**SHORT PROBLEM**
What follows is a listing to be transcribed exactly.

**AVAILABLE DATA**
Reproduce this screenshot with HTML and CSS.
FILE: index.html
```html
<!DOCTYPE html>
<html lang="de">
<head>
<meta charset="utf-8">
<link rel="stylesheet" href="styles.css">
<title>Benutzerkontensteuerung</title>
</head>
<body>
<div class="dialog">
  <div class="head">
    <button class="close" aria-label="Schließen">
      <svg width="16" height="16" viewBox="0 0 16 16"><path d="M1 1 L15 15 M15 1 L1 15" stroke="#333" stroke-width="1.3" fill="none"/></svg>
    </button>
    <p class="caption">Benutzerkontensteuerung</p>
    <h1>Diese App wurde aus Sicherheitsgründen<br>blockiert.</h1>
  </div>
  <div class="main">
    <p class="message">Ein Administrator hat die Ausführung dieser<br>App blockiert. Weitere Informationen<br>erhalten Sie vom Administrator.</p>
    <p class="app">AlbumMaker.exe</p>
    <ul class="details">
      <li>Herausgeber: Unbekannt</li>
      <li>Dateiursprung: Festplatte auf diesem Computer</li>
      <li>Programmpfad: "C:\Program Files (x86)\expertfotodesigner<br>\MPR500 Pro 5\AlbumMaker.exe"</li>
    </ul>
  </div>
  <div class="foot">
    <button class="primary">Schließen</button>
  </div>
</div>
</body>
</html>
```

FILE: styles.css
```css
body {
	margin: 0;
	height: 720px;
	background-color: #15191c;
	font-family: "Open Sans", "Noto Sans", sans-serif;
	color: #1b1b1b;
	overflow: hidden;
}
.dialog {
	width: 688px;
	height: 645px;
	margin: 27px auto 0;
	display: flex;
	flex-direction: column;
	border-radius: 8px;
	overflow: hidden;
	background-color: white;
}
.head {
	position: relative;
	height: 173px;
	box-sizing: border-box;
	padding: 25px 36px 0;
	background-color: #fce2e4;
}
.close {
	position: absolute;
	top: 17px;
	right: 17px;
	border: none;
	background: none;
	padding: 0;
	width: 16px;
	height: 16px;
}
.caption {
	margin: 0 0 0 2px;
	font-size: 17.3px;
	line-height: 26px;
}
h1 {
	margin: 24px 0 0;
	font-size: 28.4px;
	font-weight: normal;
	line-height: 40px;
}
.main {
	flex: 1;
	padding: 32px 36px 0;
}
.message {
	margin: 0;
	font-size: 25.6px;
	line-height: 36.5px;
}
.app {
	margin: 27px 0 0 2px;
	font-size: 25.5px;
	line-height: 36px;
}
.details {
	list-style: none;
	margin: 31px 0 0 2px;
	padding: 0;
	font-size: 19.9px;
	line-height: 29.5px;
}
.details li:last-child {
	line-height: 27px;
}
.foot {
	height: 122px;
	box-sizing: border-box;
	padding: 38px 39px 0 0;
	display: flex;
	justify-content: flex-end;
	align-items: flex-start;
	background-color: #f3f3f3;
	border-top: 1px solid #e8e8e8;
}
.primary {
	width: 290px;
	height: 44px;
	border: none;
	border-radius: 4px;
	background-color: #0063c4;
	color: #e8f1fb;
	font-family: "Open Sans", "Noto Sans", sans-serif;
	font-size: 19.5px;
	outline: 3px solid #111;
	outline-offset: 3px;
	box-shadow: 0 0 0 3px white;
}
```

**FINAL RESULT**
Reproduce this screenshot with HTML and CSS.
FILE: index.html
```html
<!DOCTYPE html>
<html lang="de">
<head>
<meta charset="utf-8">
<link rel="stylesheet" href="styles.css">
<title>Benutzerkontensteuerung</title>
</head>
<body>
<div class="dialog">
  <div class="head">
    <button class="close" aria-label="Schließen">
      <svg width="16" height="16" viewBox="0 0 16 16"><path d="M1 1 L15 15 M15 1 L1 15" stroke="#333" stroke-width="1.3" fill="none"/></svg>
    </button>
    <p class="caption">Benutzerkontensteuerung</p>
    <h1>Diese App wurde aus Sicherheitsgründen<br>blockiert.</h1>
  </div>
  <div class="main">
    <p class="message">Ein Administrator hat die Ausführung dieser<br>App blockiert. Weitere Informationen<br>erhalten Sie vom Administrator.</p>
    <p class="app">AlbumMaker.exe</p>
    <ul class="details">
      <li>Herausgeber: Unbekannt</li>
      <li>Dateiursprung: Festplatte auf diesem Computer</li>
      <li>Programmpfad: "C:\Program Files (x86)\expertfotodesigner<br>\MPR500 Pro 5\AlbumMaker.exe"</li>
    </ul>
  </div>
  <div class="foot">
    <button class="primary">Schließen</button>
  </div>
</div>
</body>
</html>
```

FILE: styles.css
```css
body {
	margin: 0;
	height: 720px;
	background-color: #15191c;
	font-family: "Open Sans", "Noto Sans", sans-serif;
	color: #1b1b1b;
	overflow: hidden;
}
.dialog {
	width: 688px;
	height: 645px;
	margin: 27px auto 0;
	display: flex;
	flex-direction: column;
	border-radius: 8px;
	overflow: hidden;
	background-color: white;
}
.head {
	position: relative;
	height: 173px;
	box-sizing: border-box;
	padding: 25px 36px 0;
	background-color: #fce2e4;
}
.close {
	position: absolute;
	top: 17px;
	right: 17px;
	border: none;
	background: none;
	padding: 0;
	width: 16px;
	height: 16px;
}
.caption {
	margin: 0 0 0 2px;
	font-size: 17.3px;
	line-height: 26px;
}
h1 {
	margin: 24px 0 0;
	font-size: 28.4px;
	font-weight: normal;
	line-height: 40px;
}
.main {
	flex: 1;
	padding: 32px 36px 0;
}
.message {
	margin: 0;
	font-size: 25.6px;
	line-height: 36.5px;
}
.app {
	margin: 27px 0 0 2px;
	font-size: 25.5px;
	line-height: 36px;
}
.details {
	list-style: none;
	margin: 31px 0 0 2px;
	padding: 0;
	font-size: 19.9px;
	line-height: 29.5px;
}
.details li:last-child {
	line-height: 27px;
}
.foot {
	height: 122px;
	box-sizing: border-box;
	padding: 38px 39px 0 0;
	display: flex;
	justify-content: flex-end;
	align-items: flex-start;
	background-color: #f3f3f3;
	border-top: 1px solid #e8e8e8;
}
.primary {
	width: 290px;
	height: 44px;
	border: none;
	border-radius: 4px;
	background-color: #0063c4;
	color: #e8f1fb;
	font-family: "Open Sans", "Noto Sans", sans-serif;
	font-size: 19.5px;
	outline: 3px solid #111;
	outline-offset: 3px;
	box-shadow: 0 0 0 3px white;
}
```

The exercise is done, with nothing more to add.